A teller told investigators that a woman walked up to her window and handed her a note, the arrest report said.

“I may or may not have a ghost gun, but I don’t want to hurt you,” read the note, which was printed in the arrest report.

It went on to say that Clark wanted $888, and that she had been “a victim of a crime and just wanted to be safe,” police wrote in the report. The teller handed her $1,000, police said.

“God will Rise” and “Jayden is the truth” also were written in the note, police said.

Police said they found the Jayden phrase on Clark’s Facebook page, and that they had identified that person, but they redacted the identification from the report.

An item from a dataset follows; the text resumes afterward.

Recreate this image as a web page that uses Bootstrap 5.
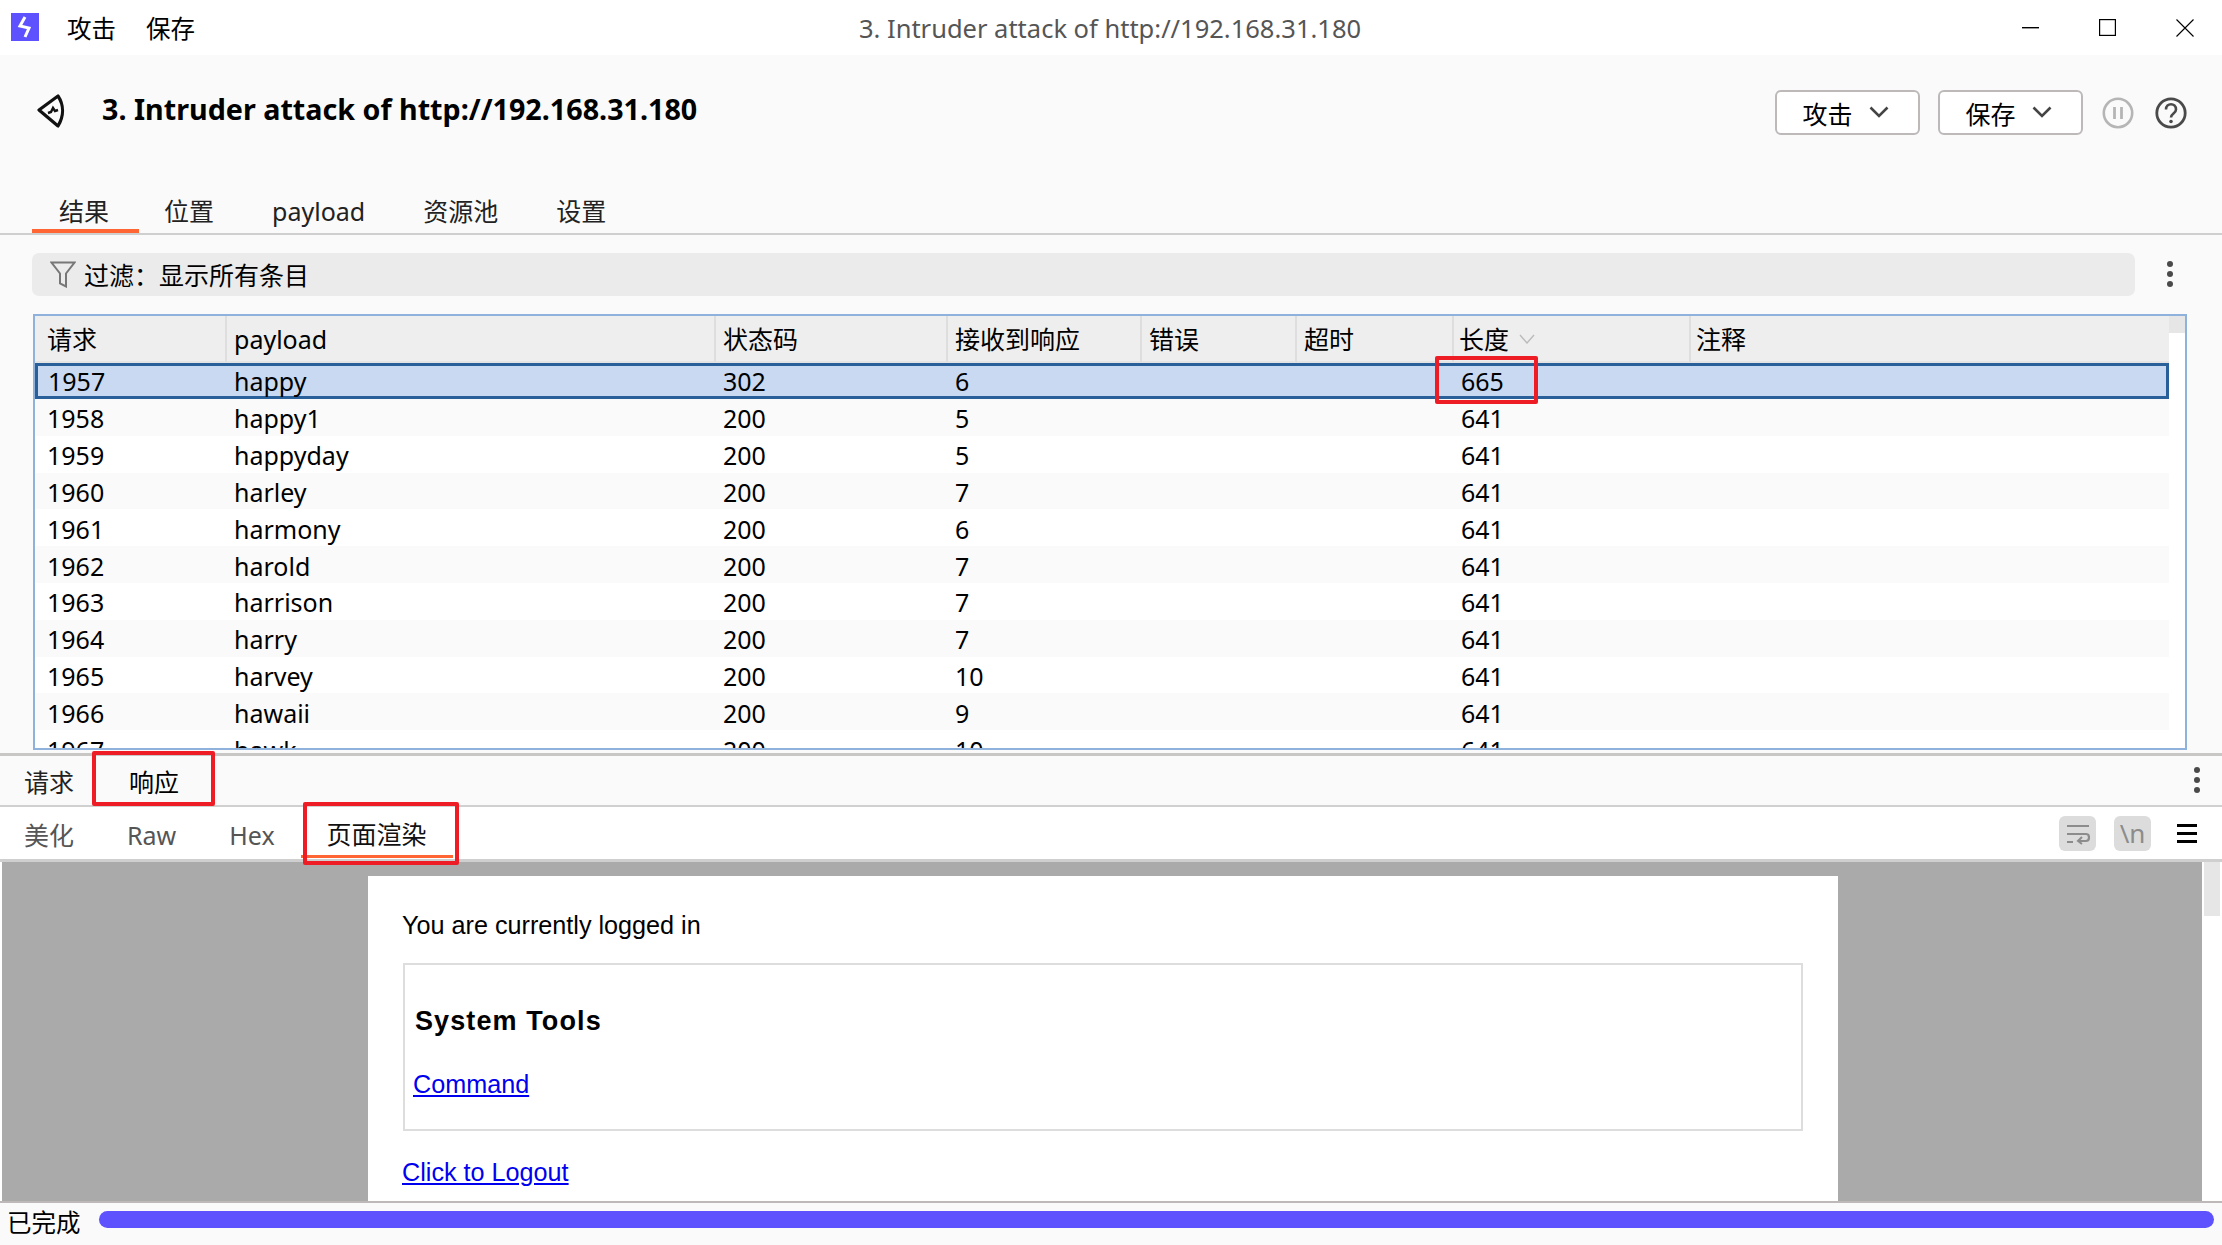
<!DOCTYPE html>
<html lang="zh-CN">
<head>
    <meta charset="UTF-8">
    <meta name="viewport" content="width=device-width, initial-scale=1.0">
    <title>3. Intruder attack of http://192.168.31.180</title>
    <link href="https://cdn.jsdelivr.net/npm/bootstrap@5.3.3/dist/css/bootstrap.min.css" rel="stylesheet">
    <style>
        html, body { height: 100%; }
        body {
            width: 2222px; height: 1245px; overflow: hidden; background: #fafafa; color: #000;
            font-family: "Noto Sans", "Noto Sans CJK SC", sans-serif; font-size: 25px; line-height: 1.2;
        }
        .app-shell { position: relative; height: 1245px; }

        /* title bar */
        .title-bar { height: 55px; background: #fff; padding-top: 2px; }
        .title-side { width: 600px; }
        .title-text { color: #555; font-size: 25.5px; padding-right: 2px; }
        .logo-box { margin-left: 11px; margin-right: 28px; position: relative; top: -1px; }
        .menu-item { margin-right: 30px; font-size: 24.5px; }
        .win-btn { margin-right: 28px; position: relative; top: -1px; }
        .win-gap { margin-right: 60px; }

        /* heading + tabs */
        .attack-head { height: 180px; border-bottom: 2px solid #cfcfcf; }
        .heading-row { height: 111px; padding-left: 37px; }
        .heading-text { font-size: 28.7px; font-weight: 700; margin: 0 0 0 36px; line-height: 1; position: relative; top: -1px; }
        .head-tools { padding-top: 4px; }
        .burp-btn {
            width: 145px; height: 45px; padding: 0 4px 0 0; margin-right: 18px; font-size: 25px; line-height: 1;
            color: #000; background: #fff; border: 2px solid #bdb9b9; border-radius: 6px;
        }
        .burp-btn svg { margin-left: 16px; position: relative; top: -1px; }
        .btn-label { padding-top: 4px; }
        .pause-icon { margin: 0 21px 0 1px; }
        .help-icon { margin-right: 35px; }
        .tab-strip { padding-left: 32px; height: 67px; }
        .tab-item {
            padding: 15px 28px 0; margin-top: 15px; color: #222; font-size: 25px;
            border-bottom: 4px solid transparent; box-sizing: content-box; height: 33px;
        }
        .tab-item.on { border-bottom-color: #ff6633; padding-left: 27px; padding-right: 30px; margin-right: -3px; }
        .tab-item.gap-a { padding-right: 30px; }
        .tab-item.gap-b { padding-right: 30px; }

        /* filter */
        .filter-row { padding: 18px 0 0 32px; height: 79px; }
        .filter-box { width: 2103px; height: 43px; background: #ebebeb; border-radius: 7px; padding-left: 18px; font-size: 25px; }
        .filter-box svg { margin-right: 8px; }
        .kebab-col { width: 6px; margin: 8px 0 0 32px; }
        .dot-stack span { display: block; width: 6px; height: 6px; border-radius: 50%; background: #4a4a4a; margin-bottom: 4px; }
        .kebab-right { margin: 11px 22px 0 0; }

        /* results table */
        .result-wrap { margin-left: 33px; width: 2154px; height: 436px; border: 2px solid #8fb2dc; background: #fff; overflow: hidden; }
        .result-pane { width: 2134px; height: 432px; overflow: hidden; }
        .scroll-col { width: 16px; background: #fff; }
        .scroll-col div { height: 17px; background: #e6e6e6; }
        .result-table { width: 2134px; table-layout: fixed; margin: 0; border-collapse: separate; border-spacing: 0; font-size: 25px; }
        .result-table th, .result-table td {
            padding: 0 0 0 7px; border: 0; font-weight: 400; color: #000; white-space: nowrap; vertical-align: middle; box-shadow: none;
        }
        .result-table th { height: 47px; padding-top: 1px; background: #eee; border-right: 2px solid #dedede; border-bottom: 2px solid #e4e4e4; }
        .result-table th:last-child { border-right: 0; }
        .result-table th.w-len, .result-table th:last-child { padding-left: 5px; }
        .sort-mark { vertical-align: 5px; margin-left: 3px; }
        .result-table td { height: 36.8px; line-height: 30px; padding-top: 2px; background: #fff; }
        .result-table th:first-child, .result-table td:first-child { padding-left: 12px; }
        .result-table tr.alt td { background: #fafafa; }
        .result-table tr.sel td { height: 36px; padding-top: 0; background: #c8d9f1; border-top: 3px solid #2a6099; border-bottom: 3px solid #2a6099; }
        .result-table tr.sel td:first-child { border-left: 3px solid #2a6099; padding-left: 10px; }
        .result-table tr.sel td:last-child { border-right: 3px solid #2a6099; }
        .w-req { width: 192px; } .w-pay { width: 489px; } .w-code { width: 232px; } .w-time { width: 194px; }
        .w-err { width: 155px; } .w-out { width: 157px; } .w-len { width: 237px; }

        /* request / response */
        .split-bar { height: 54px; margin-top: 3px; border-top: 3px solid #c9c6c6; border-bottom: 2px solid #d0d0d0; }
        .sub-tab { padding: 2px 28px 0 24px; font-size: 25px; height: 49px; line-height: 49px; color: #222; }
        .sub-tab.on { width: 107px; margin-left: 4px; padding: 2px 0 0 23px; color: #000; border-bottom: 3px solid #ff6633; }
        .view-bar { height: 55px; background: #fff; border-bottom: 3px solid #cfcfcf; }
        .view-tab { padding: 2px 26px 0 27px; height: 51px; line-height: 52px; color: #555; font-size: 25px; }
        .view-tab:first-child { padding-left: 24px; }
        .view-tab.on { color: #111; padding: 2px 26px 0 26px; height: 51px; border-bottom: 3px solid #ff6633; line-height: 50px; }
        .tool-zone { height: 52px; padding-top: 1px; }
        .tool-chip { width: 37px; height: 35px; border-radius: 6px; background: #dcdcdc; color: #8c8c8c; margin-right: 18px; font-size: 26px; }
        .burger-lines { width: 20px; margin: 0 25px 0 8px; }
        .burger-lines span { display: block; height: 3px; background: #000; margin: 5px 0; }

        /* rendered page */
        .render-area { height: 341px; background: #fff; border-bottom: 2px solid #bdb9b9; overflow: hidden; }
        .gray-stage { margin-left: 2px; width: 2200px; height: 339px; background: #aaa; padding: 14px 0 0 366px; }
        .web-page { width: 1470px; height: 325px; background: #fff; padding-left: 34px; overflow: hidden; font-family: "Liberation Sans", Arial, sans-serif; font-size: 25.2px; line-height: 30px; color: #000; }
        .web-page p { margin: 0; }
        .login-line { padding-top: 34px; }
        .tool-box { width: 1400px; height: 168px; margin: 23px 0 26px 1px; border: 2px solid #ddd; padding: 41px 0 0 8px; }
        .tool-box h3 { font-family: inherit; font-size: 27px; font-weight: 700; letter-spacing: 1.1px; line-height: 30px; margin: 0 0 33px 2px; }
        .web-page a { color: #00e; text-decoration: underline; }
        .page-scroll { width: 20px; background: #fff; }
        .page-scroll div { width: 16px; height: 54px; margin-left: 2px; background: #e6e6e6; }

        /* status */
        .status-row { height: 42px; padding: 8px 8px 0 7px; }
        .status-label { width: 92px; font-size: 24.5px; line-height: 30px; margin-top: -3px; }
        .attack-bar { height: 17px; background: #5e52ff; border-radius: 9px; }

        /* red annotation boxes drawn over the shot */
        .red-box { position: absolute; border: 4px solid #ee1c25; border-radius: 2px; pointer-events: none; }
        .rb-len { left: 1435px; top: 356px; width: 103px; height: 48px; }
        .rb-resp { left: 92px; top: 751px; width: 123px; height: 55px; }
        .rb-render { left: 303px; top: 802px; width: 156px; height: 63px; }
    </style>
</head>
<body>
<div class="app-shell">

    <!-- 標題列 -->
    <div class="title-bar d-flex align-items-center">
        <div class="title-side d-flex align-items-center">
            <svg class="logo-box" width="28" height="28" viewBox="0 0 28 28"><rect width="28" height="28" fill="#5e52ff"/><path d="M14 4 9 13l9 2-4 9" fill="none" stroke="#fff" stroke-width="3"/></svg>
            <span class="menu-item">攻击</span>
            <span class="menu-item">保存</span>
        </div>
        <div class="flex-fill text-center title-text">3. Intruder attack of http://192.168.31.180</div>
        <div class="title-side d-flex align-items-center justify-content-end">
            <svg class="win-btn win-gap" width="17" height="2" viewBox="0 0 17 2"><rect width="17" height="1.4" fill="#000"/></svg>
            <svg class="win-btn win-gap" width="17" height="17" viewBox="0 0 17 17"><rect x=".6" y=".6" width="15.8" height="15.8" fill="none" stroke="#000" stroke-width="1.2"/></svg>
            <svg class="win-btn" width="18" height="18" viewBox="0 0 18 18"><path d="M.5.5l17 17M17.5.5l-17 17" stroke="#000" stroke-width="1.1"/></svg>
        </div>
    </div>

    <!-- 攻擊標題與分頁 -->
    <div class="attack-head">
        <div class="heading-row d-flex align-items-center">
            <svg width="29" height="36" viewBox="0 0 29 36"><path d="M2 17 21 3c6 9 6 20 0 30z" fill="none" stroke="#111" stroke-width="3.2" stroke-linejoin="round"/><path d="M11 20l3-1 2-4 2 3 3-1" fill="none" stroke="#111" stroke-width="2.4"/></svg>
            <h1 class="heading-text">3. Intruder attack of http://192.168.31.180</h1>
            <div class="ms-auto d-flex align-items-center head-tools">
                <button type="button" class="btn burp-btn d-flex align-items-center justify-content-center"><span class="btn-label">攻击</span><svg width="20" height="12" viewBox="0 0 20 12"><path d="M1.5 1.5 10 10l8.5-8.5" fill="none" stroke="#444" stroke-width="2.6"/></svg></button>
                <button type="button" class="btn burp-btn d-flex align-items-center justify-content-center"><span class="btn-label">保存</span><svg width="20" height="12" viewBox="0 0 20 12"><path d="M1.5 1.5 10 10l8.5-8.5" fill="none" stroke="#444" stroke-width="2.6"/></svg></button>
                <svg class="pause-icon" width="32" height="32" viewBox="0 0 32 32"><circle cx="16" cy="16" r="14.2" fill="none" stroke="#b5b5b5" stroke-width="2.6"/><path d="M12.5 10v12M19.5 10v12" stroke="#b5b5b5" stroke-width="2.8"/></svg>
                <svg class="help-icon" width="32" height="32" viewBox="0 0 32 32"><circle cx="16" cy="16" r="14.2" fill="none" stroke="#4a4a4a" stroke-width="2.8"/><path d="M11 12.500c0-7 10-7 10 0 0 4-5 4-5 8" fill="none" stroke="#4a4a4a" stroke-width="2.6"/><circle cx="16" cy="24.500" r="1.800" fill="#4a4a4a"/></svg>
            </div>
        </div>
        <div class="nav tab-strip">
            <div class="tab-item on">结果</div>
            <div class="tab-item gap-a">位置</div>
            <div class="tab-item gap-b">payload</div>
            <div class="tab-item gap-b">资源池</div>
            <div class="tab-item">设置</div>
        </div>
    </div>

    <!-- 過濾 -->
    <div class="filter-row d-flex">
        <div class="filter-box d-flex align-items-center">
            <svg width="26" height="27" viewBox="0 0 26 27"><path d="M1.500 1.500h23l-8.500 11v13l-6-3v-10z" fill="none" stroke="#777" stroke-width="2"/></svg>
            <span>过滤：显示所有条目</span>
        </div>
        <div class="kebab-col dot-stack"><span></span><span></span><span></span></div>
    </div>

    <!-- 結果表格 -->
    <div class="result-wrap d-flex">
        <div class="result-pane">
            <table class="table result-table">
                <thead>
                <tr>
                    <th class="w-req">请求</th><th class="w-pay">payload</th><th class="w-code">状态码</th><th class="w-time">接收到响应</th><th class="w-err">错误</th><th class="w-out">超时</th>
                    <th class="w-len">长度 <svg class="sort-mark" width="16" height="10" viewBox="0 0 16 10"><path d="M1 1l7 8 7-8" fill="none" stroke="#bbb" stroke-width="1.400"/></svg></th><th>注释</th>
                </tr>
                </thead>
                <tbody id="rows"></tbody>
            </table>
        </div>
        <div class="scroll-col"><div></div></div>
    </div>

    <!-- 請求/響應 -->
    <div class="split-bar d-flex justify-content-between">
        <div class="d-flex">
            <div class="sub-tab">请求</div>
            <div class="sub-tab on">响应</div>
        </div>
        <div class="dot-stack kebab-right"><span></span><span></span><span></span></div>
    </div>
    <div class="view-bar d-flex align-items-start">
        <div class="view-tab">美化</div>
        <div class="view-tab">Raw</div>
        <div class="view-tab">Hex</div>
        <div class="view-tab on">页面渲染</div>
        <div class="ms-auto d-flex align-items-center tool-zone">
            <div class="tool-chip d-flex align-items-center justify-content-center">
                <svg width="24" height="22" viewBox="0 0 24 22"><path d="M1 3h22M1 11h19c4 0 4 7 0 7h-7M1 19h6" fill="none" stroke="#8c8c8c" stroke-width="2.2"/><path d="M16 14l-4 4 4 3" fill="none" stroke="#8c8c8c" stroke-width="2"/></svg>
            </div>
            <div class="tool-chip d-flex align-items-center justify-content-center">\n</div>
            <div class="burger-lines"><span></span><span></span><span></span></div>
        </div>
    </div>

    <!-- 頁面渲染 -->
    <div class="render-area d-flex">
        <div class="gray-stage">
            <div class="web-page">
                <p class="login-line">You are currently logged in</p>
                <div class="tool-box">
                    <h3>System Tools</h3>
                    <p><a href="#">Command</a></p>
                </div>
                <p><a href="#">Click to Logout</a></p>
            </div>
        </div>
        <div class="page-scroll"><div></div></div>
    </div>

    <!-- 狀態列 -->
    <div class="status-row d-flex align-items-start">
        <div class="status-label">已完成</div>
        <div class="attack-bar flex-fill"></div>
    </div>

    <div class="red-box rb-len"></div>
    <div class="red-box rb-resp"></div>
    <div class="red-box rb-render"></div>
</div>

<script src="https://cdn.jsdelivr.net/npm/bootstrap@5.3.3/dist/js/bootstrap.bundle.min.js"></script>
<script>
    const results = [
        [1957, 'happy', 302, 6, 665],
        [1958, 'happy1', 200, 5, 641],
        [1959, 'happyday', 200, 5, 641],
        [1960, 'harley', 200, 7, 641],
        [1961, 'harmony', 200, 6, 641],
        [1962, 'harold', 200, 7, 641],
        [1963, 'harrison', 200, 7, 641],
        [1964, 'harry', 200, 7, 641],
        [1965, 'harvey', 200, 10, 641],
        [1966, 'hawaii', 200, 9, 641],
        [1967, 'hawk', 200, 10, 641]
    ];

    // 第一列是選取中的，之後隔列淡灰
    document.getElementById('rows').innerHTML = results.map((r, i) => {
        const cls = i === 0 ? 'sel' : (i % 2 === 1 ? 'alt' : '');
        return `<tr class="${cls}"><td>${r[0]}</td><td>${r[1]}</td><td>${r[2]}</td><td>${r[3]}</td><td></td><td></td><td>${r[4]}</td><td></td></tr>`;
    }).join('');
</script>
</body>
</html>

Clark was also in part identified because she had just been in contact with Las Vegas police following an incident at an undisclosed office earlier this month.

After the bank robbery, Clark was apologetic when detectives interviewed her, telling them that she did not “want to hurt anyone,” the report said.

She then wrote an apology note, police said.

Clark filed to run for office on March 21, listing two business entities, of which one is listed with an active license in Nevada as Ms. LaJuana Styles LLC, Nevada Secretary of State records show. She wrote in the filing that her income came from Door Dash and “Professional Services.”

Clark, who was running in the Democratic primary against incumbent Assemblywoman Selena Torres, last week told the Las Vegas Review-Journal that she was planning to withdraw from the race.

“I can’t even fathom wanting to serve this state after being a victim of so many horrific (sic) crimes,” she wrote in emails, but didn’t elaborate. “I have nothing left to say… When I speak again the world will know who God truly is.”